Boxed Out: Blocking Cellular Interconnect Bypass Fraud at the Network Edge

Bradley Reaves, Ethan Shernan, Adam Bates, Hank Carter, and Patrick Traynor.
24th USENIX Security Symposium (Security'15).
Washington D.C., USA. August 14, 2015.
(acceptance rate=15.7%)
Available Media
Share
tweet

Abstract

The high price of incoming international calls is a common method of subsidizing telephony infrastructure in the developing world. Accordingly, international telephone system interconnects are regulated to ensure call quality and accurate billing. High call tariffs create a strong incentive to evade such interconnects and deliver costly international calls illicitly.
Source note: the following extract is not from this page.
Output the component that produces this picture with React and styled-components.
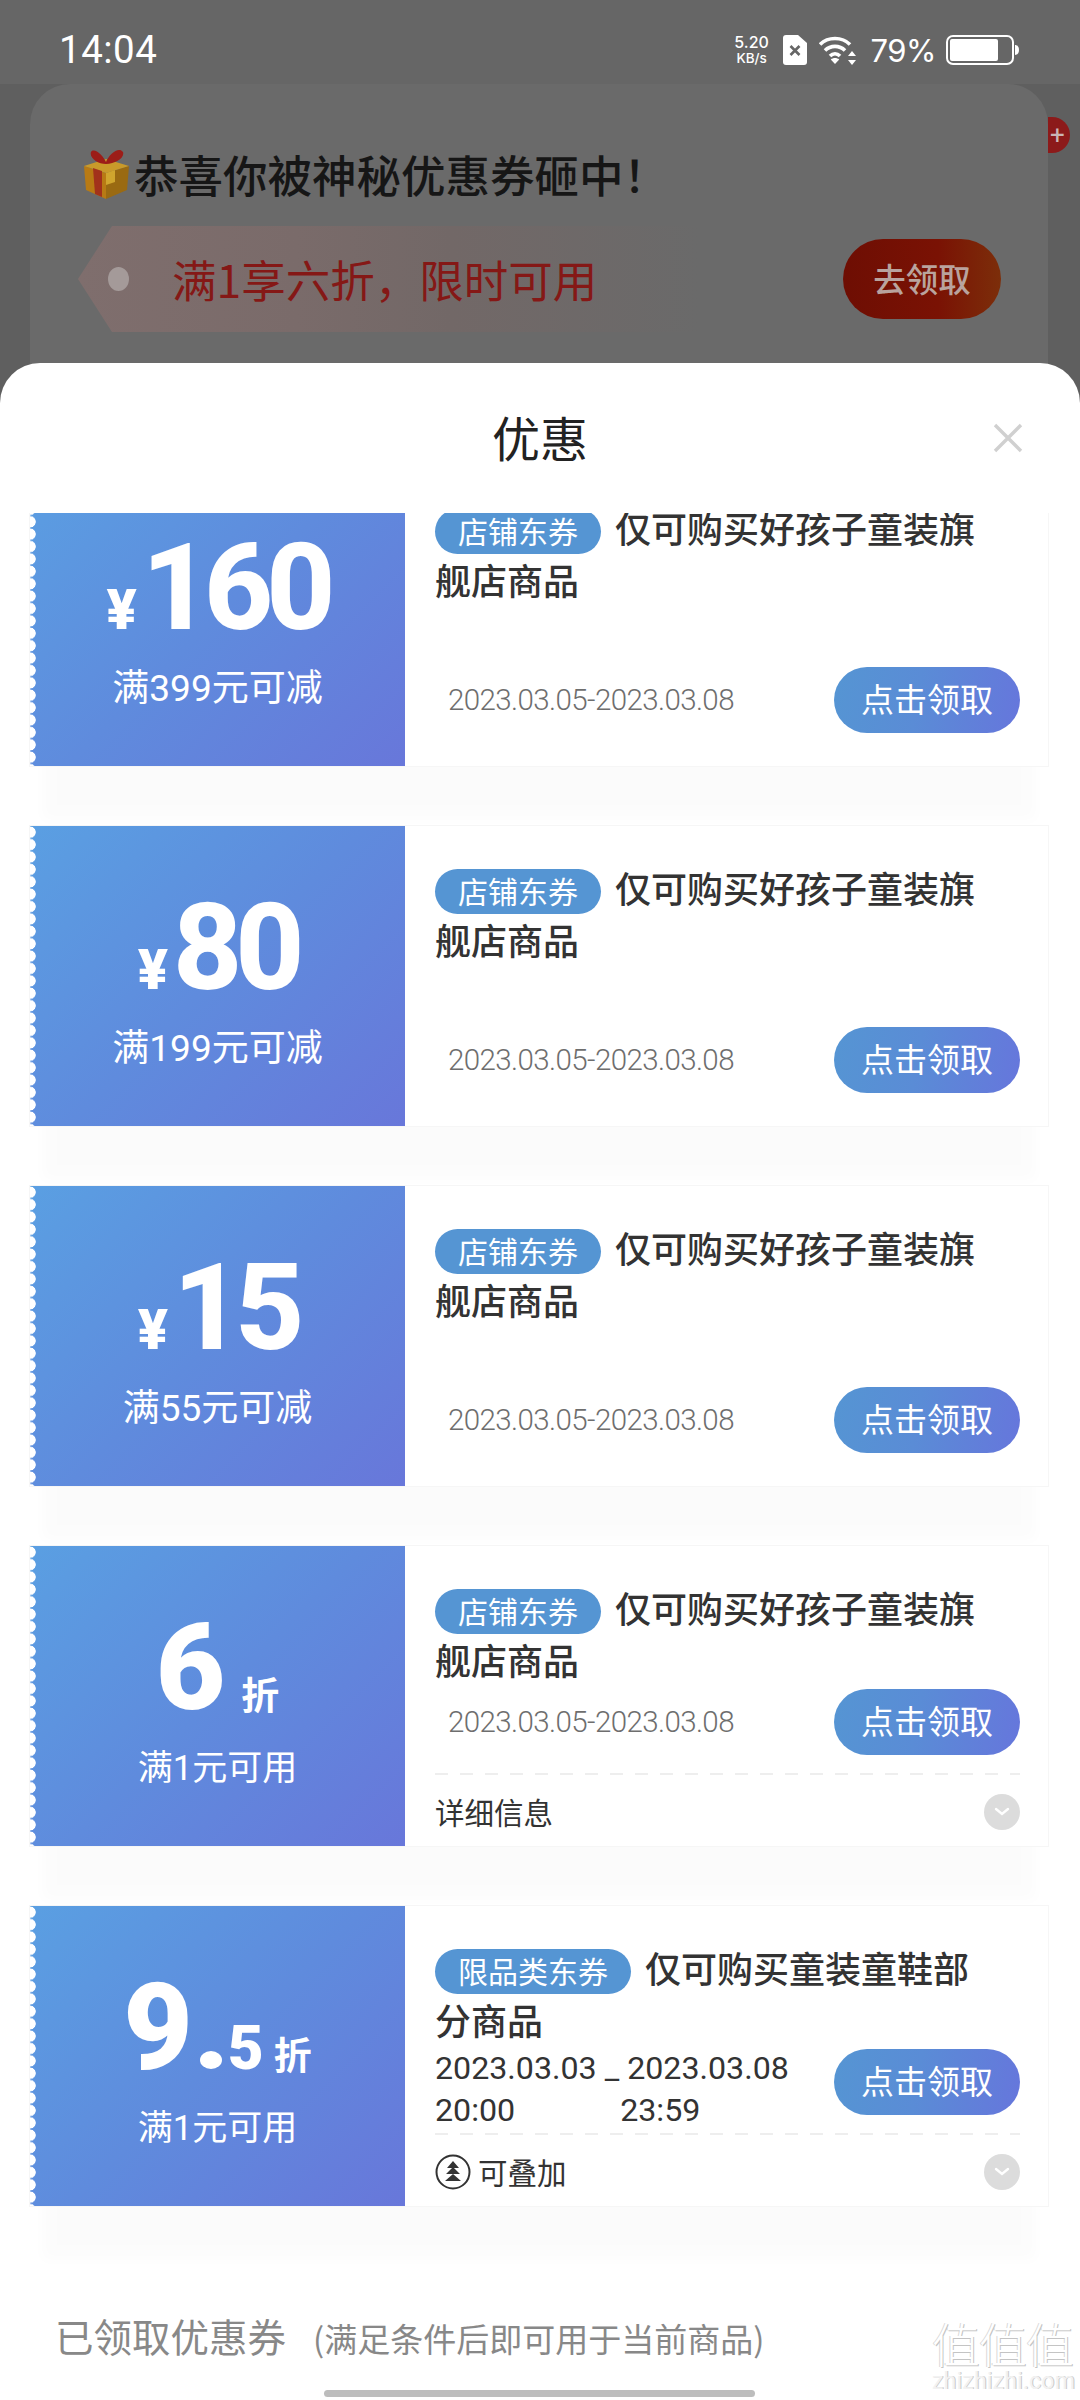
import React from "react";
import styled, { createGlobalStyle } from "styled-components";

const Global = createGlobalStyle`
  html, body { margin: 0; padding: 0; background: #fff; }
  * { box-sizing: border-box; }
  body { font-family: Roboto, "Noto Sans CJK SC", sans-serif; }
`;

const Page = styled.div`
  width: 1080px; height: 2400px; overflow: hidden; display: flex; flex-direction: column;
  position: relative; background: #5f5f5f;
`;
const Backdrop = styled.div`
  flex: 0 0 403px; display: flex; flex-direction: column; background: #5f5f5f;
`;
const StatusBar = styled.div`
  flex: 0 0 84px; display: flex; align-items: center; justify-content: space-between;
  padding: 16px 61px 0 59px; background: #666; color: #fff;
  position: relative; z-index: 1;
`;
const Clock = styled.div`font: 400 38.5px/1 Roboto, sans-serif; letter-spacing: 0.5px;`;
const StatusIcons = styled.div`display: flex; align-items: center;`;
const Speed = styled.div`
  display: flex; flex-direction: column; align-items: center; width: 40px; font-family: Inter, sans-serif;
  font-weight: 500; margin-right: 11px;
  span:first-child { font-size: 16px; line-height: 17px; }
  span:last-child { font-size: 13.5px; line-height: 15px; }
`;
const Percent = styled.div`font: 400 31px/1 Inter, sans-serif; margin: 0 10px 0 14px; letter-spacing: -0.5px;`;
const BackCard = styled.div`
  flex: 1; margin: 0 32px 0 30px; background: #6a6a6a; border-radius: 40px 40px 0 0;
  padding: 64px 0 0 54px; position: relative;
`;
const PlusBadge = styled.div`
  position: absolute; left: 100%; top: 33px; width: 22px; height: 36px; background: #8c1a1a;
  border-radius: 0 18px 18px 0; color: #c9b5b5; font: 400 26px/36px Roboto, sans-serif; padding-left: 2px;
`;
const Headline = styled.div`
  display: flex; align-items: center; height: 52px; font: 500 44.5px/52px "Noto Sans CJK SC", sans-serif; color: #161616;
  svg { margin-right: 5px; }
`;
const Offer = styled.div`display: flex; align-items: center; margin-top: 26px; height: 106px; margin-right: 47px; position: relative;`;
const OfferTag = styled.div`
  flex: 0 0 622px; margin-left: -6px; height: 106px; display: flex; align-items: center; padding-left: 94px;
  background: linear-gradient(90deg, #7f6e6d 0%, #7a6b6a 35%, #726867 60%, #6a6a6a 100%);
  clip-path: polygon(34px 0, 100% 0, 100% 100%, 34px 100%, 0 50%);
  position: relative;
  color: #851816; font: 400 44.5px/1 "Noto Sans CJK SC", sans-serif; white-space: nowrap;
  &::before { content: ""; position: absolute; left: 30px; top: 41px; width: 21px; height: 24px; border-radius: 50%; background: #a49a99; }
`;
const OfferButton = styled.div`
  margin-left: auto; width: 158px; height: 80px; border-radius: 40px;
  background: linear-gradient(90deg, #6e0e03 0%, #7a1204 60%, #7c2e0a 100%);
  color: #b9a39e; font: 500 32.5px/78px "Noto Sans CJK SC", sans-serif; text-align: center;
`;

const Sheet = styled.div`
  flex: 1; margin-top: -40px; background: #fff; border-radius: 40px 40px 0 0; position: relative;
  display: flex; flex-direction: column; min-height: 0;
`;
const SheetHead = styled.div`
  flex: 0 0 150px; display: flex; align-items: center; justify-content: center; position: relative;
  padding-bottom: 5px; font: 400 48px/1 "Noto Sans CJK SC", sans-serif; color: #222;
`;
const Close = styled.svg`position: absolute; right: 57px; top: 60px;`;
const Viewport = styled.div`flex: 1; min-height: 0; overflow: hidden; padding: 0 32px 0 30px;`;
const List = styled.div`display: flex; flex-direction: column; gap: 60px; margin-top: -47px;`;
const Card = styled.div`
  height: 300px; display: grid; grid-template-columns: 375px 1fr; grid-template-rows: 300px; background: #fff;
  box-shadow: 0 0 0 1px #f6f6f6, 0 66px 12px -12px rgba(0,0,0,0.017);
`;
const Stub = styled.div`
  position: relative; background: linear-gradient(135deg, #5a9fe2 0%, #5f8bdd 50%, #6877da 100%);
  display: flex; flex-direction: column; align-items: center; padding-top: 62px; color: #fff;
  &::before {
    content: ""; position: absolute; left: 0; top: 0; bottom: 0; width: 8px;
    background: radial-gradient(circle at 0 50%, #fff 5.4px, transparent 6px) 0 0 / 8px 12.4px repeat-y;
  }
`;
const Amount = styled.div`display: flex; align-items: baseline; height: 120px; line-height: 120px; white-space: nowrap;`;
const Yen = styled.span`font: 900 56px/1 Roboto, sans-serif; margin-right: 5px;`;
const Digits = styled.span`font: 800 120px/120px Roboto, sans-serif; letter-spacing: -7px;`;
const Whole = styled.span`font: 900 120px/120px Roboto, sans-serif;`;
const Dot = styled.span`
  display: inline-block; width: 22px; height: 18px; border-radius: 50%; background: #fff; margin: 0 6px 0 7px;
`;
const Frac = styled.span`font: 900 62px/120px Roboto, sans-serif;`;
const Zhe = styled.span`font: 700 38px/1 "Noto Sans CJK SC", sans-serif; margin-left: ${p => p.$gap}px;`;
const Condition = styled.div`
  margin-top: 19px; font: 400 ${p => p.$size}px/44px Roboto, "Noto Sans CJK SC", sans-serif; white-space: nowrap;
`;
const Body = styled.div`padding: 40px 28px 0 30px; display: flex; flex-direction: column; min-width: 0;`;
const Title = styled.div`
  height: 104px; margin: -5px 0 4px; padding-right: 25px; font: 500 36px/52px "Noto Sans CJK SC", sans-serif; color: #333;
`;
const Tag = styled.span`
  display: inline-block; height: 45px; padding: 0 23px; margin: -6px 14px -6px 0; border-radius: 23px;
  background: #5595d3; color: #fff; font: 400 30px/43px "Noto Sans CJK SC", sans-serif; vertical-align: 0;
`;
const Action = styled.div`
  height: 66px; display: flex; justify-content: space-between; align-items: center;
  margin-top: ${p => (p.$tall ? 58 : 0)}px;
`;
const Date = styled.div`
  margin-left: 13px; padding-top: 2px; font: 300 29.5px/1 Roboto, sans-serif; letter-spacing: -0.6px; color: #6e6e6e; white-space: nowrap;
`;
const DateTwoLine = styled.div`
  align-self: flex-start; margin-top: -2px; font: 400 32.2px/42px Roboto, sans-serif; color: #333; white-space: nowrap;
`;
const TimeEnd = styled.span`margin-left: 105px;`;
const Claim = styled.div`
  flex: 0 0 186px; height: 66px; border-radius: 33px; background: linear-gradient(100deg, #5595d3 0%, #5a8cd6 45%, #6676dc 100%);
  color: #fff; font: 400 33px/62px "Noto Sans CJK SC", sans-serif; text-align: center;
`;
const Foot = styled.div`
  margin-top: 18px; height: 73px; padding-top: 5px; display: flex; align-items: center;
  background: repeating-linear-gradient(90deg, #eeeeee 0 13px, transparent 13px 25px) top / 100% 2px no-repeat;
  font: 400 29.5px/1 "Noto Sans CJK SC", sans-serif; color: #333;
`;
const FootLabel = styled.span`flex: 1; display: flex; align-items: center; gap: 7px;`;
const Expand = styled.span`
  width: 36px; height: 36px; border-radius: 50%; background: #dcdcdc; display: flex; align-items: center; justify-content: center;
`;
const Received = styled.div`
  flex: 0 0 90px; padding: 0 0 0 55px; color: #888; display: flex; align-items: baseline; white-space: nowrap;
  font-family: "Noto Sans CJK SC", sans-serif;
`;
const ReceivedTitle = styled.span`font-size: 38.5px; line-height: 50px; margin-right: 27px;`;
const ReceivedNote = styled.span`font-size: 33px; line-height: 50px;`;
const HomeBar = styled.div`
  position: absolute; left: 324px; bottom: 3px; width: 431px; height: 7px; border-radius: 4px; background: #bdbdbd;
`;
const Watermark = styled.div`
  position: absolute; right: 8px; bottom: 4px; width: 140px; text-align: center; color: #fff;
  font-family: "Noto Sans CJK SC", sans-serif;
`;
const MarkChars = styled.div`
  font-size: 48px; line-height: 52px; font-weight: 300; white-space: nowrap; letter-spacing: -1px;
  text-shadow: 1px 1px 0 #c4c4c4, -1px 0 0 #d8d8d8;
`;
const MarkUrl = styled.div`
  font: 400 23px/28px Roboto, sans-serif; letter-spacing: 0.2px; color: #f2f2f2; text-shadow: 1px 0 0 #c8c8c8;
`;

const SimIcon = () => (
  <svg width="24" height="30" viewBox="0 0 24 30" style={{ marginRight: 12 }}>
    <path d="M3 0H15L24 8V27a3 3 0 0 1-3 3H3a3 3 0 0 1-3-3V3a3 3 0 0 1 3-3Z" fill="#fff" />
    <path d="M7.500 11l9 9M16.500 11l-9 9" stroke="#666" strokeWidth="2.6" />
  </svg>
);
const WifiIcon = () => (
  <svg width="38" height="30" viewBox="0 0 38 30" fill="none">
    <path d="M1 9.500C9 1.500 23 1.500 31 9.500" stroke="#fff" strokeWidth="3.6" />
    <path d="M6 15.500C11.500 10 20.500 10 26 15.500" stroke="#fff" strokeWidth="3.6" />
    <path d="M11 21c3-3 7-3 10 0" stroke="#fff" strokeWidth="3.6" />
    <path d="M16 29l-4.200-4.600c2.400-2 6-2 8.400 0Z" fill="#fff" />
    <path d="M33 16l4 5h-8ZM33 30l4-5h-8Z" fill="#fff" />
  </svg>
);
const BatteryIcon = () => (
  <svg width="73" height="30" viewBox="0 0 73 30" fill="none">
    <rect x="1" y="1" width="66" height="28" rx="6" stroke="#fff" strokeWidth="2" />
    <rect x="4" y="4" width="48" height="22" rx="2" fill="#fff" />
    <path d="M69 10c2.500 0 4 2 4 5s-1.500 5-4 5Z" fill="#fff" />
  </svg>
);
const GiftIcon = () => (
  <svg width="45" height="50" viewBox="0 0 45 50">
    <path d="M0 17 22 24 22 50 2 41Z" fill="#b87a14" />
    <path d="M45 17 22 24 22 50 43 41Z" fill="#9a6a12" />
    <path d="M0 17 22 10 45 17 22 24Z" fill="#c99a2a" />
    <path d="M9 19 18 22 18 48 11 45Z" fill="#a02a1c" opacity=".9" />
    <path d="M22 24 31 21V33L22 36Z" fill="#d0a52e" />
    <path d="M22 15C14 15 5 9 7 3c3-5 12 3 15 10 3-8 13-16 17-10 2 6-8 12-17 12Z" fill="#9c1d18" />
  </svg>
);
const CloseIcon = () => (
  <Close width="30" height="30" viewBox="0 0 30 30">
    <path d="M2 2 28 28M28 2 2 28" stroke="#d0d0d0" strokeWidth="3.4" />
  </Close>
);
const ChevronIcon = () => (
  <svg width="16" height="10" viewBox="0 0 16 10" fill="none">
    <path d="M2 2l6 5 6-5" stroke="#fff" strokeWidth="2.4" strokeLinecap="round" />
  </svg>
);
const StackIcon = () => (
  <svg width="36" height="36" viewBox="0 0 36 36" fill="none">
    <circle cx="18" cy="18" r="16.500" stroke="#333" strokeWidth="2" />
    <path d="M18 7l6 7H12ZM18 13l7 7H11ZM18 20l8 7H10Z" fill="#333" />
  </svg>
);

const storeTitle = "仅可购买好孩子童装旗舰店商品";

const Coupon = ({ value, condition, small, tag = "店铺东券", title = storeTitle, tall, twoLine, label, stack, gap = 16 }) => (
  <Card>
    <Stub>
      <Amount>
        {value.yen ? (
          <>
            <Yen>¥</Yen>
            <Digits>{value.yen}</Digits>
          </>
        ) : (
          <>
            <Whole>{value.whole}</Whole>
            {value.frac && (
              <>
                <Dot />
                <Frac>{value.frac}</Frac>
              </>
            )}
            <Zhe $gap={gap}>折</Zhe>
          </>
        )}
      </Amount>
      <Condition $size={small ? 35 : 37}>{condition}</Condition>
    </Stub>
    <Body>
      <Title>
        <Tag>{tag}</Tag>
        {title}
      </Title>
      <Action $tall={tall}>
        {twoLine ? (
          <DateTwoLine>
            2023.03.03 _ 2023.03.08
            <br />
            20:00<TimeEnd>23:59</TimeEnd>
          </DateTwoLine>
        ) : (
          <Date>2023.03.05-2023.03.08</Date>
        )}
        <Claim>点击领取</Claim>
      </Action>
      {label && (
        <Foot>
          <FootLabel>
            {stack && <StackIcon />}
            {label}
          </FootLabel>
          <Expand>
            <ChevronIcon />
          </Expand>
        </Foot>
      )}
    </Body>
  </Card>
);

export default function App() {
  return (
    <Page>
      <Global />
      <Backdrop>
        <StatusBar>
          <Clock>14:04</Clock>
          <StatusIcons>
            <Speed>
              <span>5.20</span>
              <span>KB/s</span>
            </Speed>
            <SimIcon />
            <WifiIcon />
            <Percent>79%</Percent>
            <BatteryIcon />
          </StatusIcons>
        </StatusBar>
        <BackCard>
          <PlusBadge>+</PlusBadge>
          <Headline>
            <GiftIcon />
            恭喜你被神秘优惠券砸中！
          </Headline>
          <Offer>
            <OfferTag>满1享六折，限时可用</OfferTag>
            <OfferButton>去领取</OfferButton>
          </Offer>
        </BackCard>
      </Backdrop>
      <Sheet>
        <SheetHead>
          优惠
          <CloseIcon />
        </SheetHead>
        <Viewport>
          <List>
            <Coupon value={{ yen: "160" }} condition="满399元可减" tall />
            <Coupon value={{ yen: "80" }} condition="满199元可减" tall />
            <Coupon value={{ yen: "15" }} condition="满55元可减" tall />
            <Coupon value={{ whole: "6" }} condition="满1元可用" small label="详细信息" />
            <Coupon
              value={{ whole: "9", frac: "5" }}
              condition="满1元可用"
              small
              gap={10}
              tag="限品类东券"
              title="仅可购买童装童鞋部分商品"
              twoLine
              label="可叠加"
              stack
            />
          </List>
        </Viewport>
        <Received>
          <ReceivedTitle>已领取优惠券</ReceivedTitle>
          <ReceivedNote>(满足条件后即可用于当前商品)</ReceivedNote>
        </Received>
      </Sheet>
      <Watermark>
        <MarkChars>值值值</MarkChars>
        <MarkUrl>zhizhizhi.com</MarkUrl>
      </Watermark>
      <HomeBar />
    </Page>
  );
}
Specifically, adversaries use VoIP-GSM gateways informally known as “simboxes” to receive incoming calls over wired data connections and deliver them into a cellular voice network through a local call that appears to originate from a customer’s phone. This practice is not only extremely profitable for simboxers, but also dramatically degrades network experience for legitimate customers, violates telecommunications laws in many countries, and results in significant revenue loss. In this paper, we present a passive detection technique for combating simboxes at a cellular base station. Our system relies on the raw voice data received by the tower during a call to distinguish errors in GSM transmission from the distinct audio artifacts caused by delivering the call over a VoIP link. Our experiments demonstrate that this approach is highly effective, and can detect 87% of real simbox calls in only 30 seconds of audio with no false positives. Moreover, we demonstrate that evading our detection across multiple calls is only possible with a small probability. In so doing, we demonstrate that fraud that degrades network quality and costs telecommunications billions of dollars annually can easily be detected and counteracted in real time.